At each TOT presentation, students drove a golf cart through a course of traffic cones, then drove through the course a second time while texting phrases provided by the presenter. Most students completed a survey before and after they participated. The survey was created with support from the UVM Transportation Research Center and helped the Council understand whether students experienced a change in attitude about safety resulting from their TOT experience.
Based on a sample of 196 surveys, students on the first run of the course had an average of 1.65 errors (STD 1.43). An error was counted when they hit a traffic cone, swerved out of their lane, ran a stop sign, or committed similar virtual errors in the driving simulator that substituted for the golf cart during winter months. On the second run when students had to text while driving, the average number of errors increased to 6.22 (STD 3.54). The range of errors for the second run was four times larger than it had been for the first, giving the the students a first-hand impression of the dangers of driving while distracted.

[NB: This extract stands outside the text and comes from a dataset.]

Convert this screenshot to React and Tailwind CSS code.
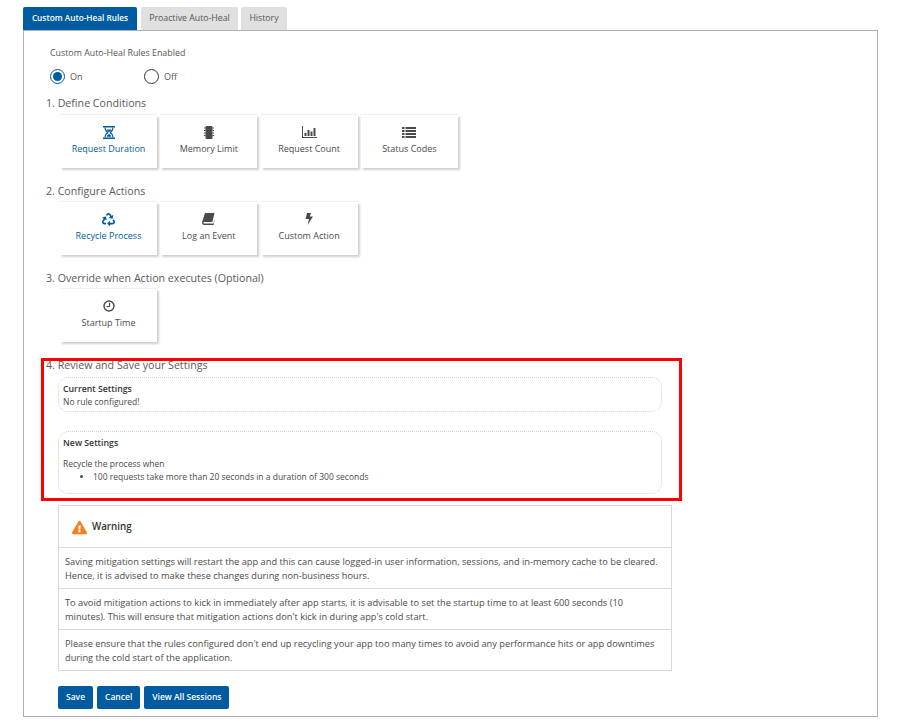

When the Council examined a sample of 215 unpaired pre- and post-presentation surveys, 97.67% ranked texting or emailing while driving as unacceptable or somewhat unacceptable to begin with. Even with this initial high measurement of agreement among students that texting or emailing while driving is not acceptable, a sampling of data from 207 paired pre- and post-presentation surveys revealed that there was an 8.21% positive change in student perception that resulted from their TOT experience. Additionally, there was a positive change of 20.77% in response to the question of whether students would text or e-mail while driving in the future. In fact, out of the 54 (26.09%) students whose answers changed between the pre- and post-presentation surveys, 79.63% marked that they were less likely to text and drive in the future.
A majority of students (84.5%) answered that they found the Turn Off Texting program useful.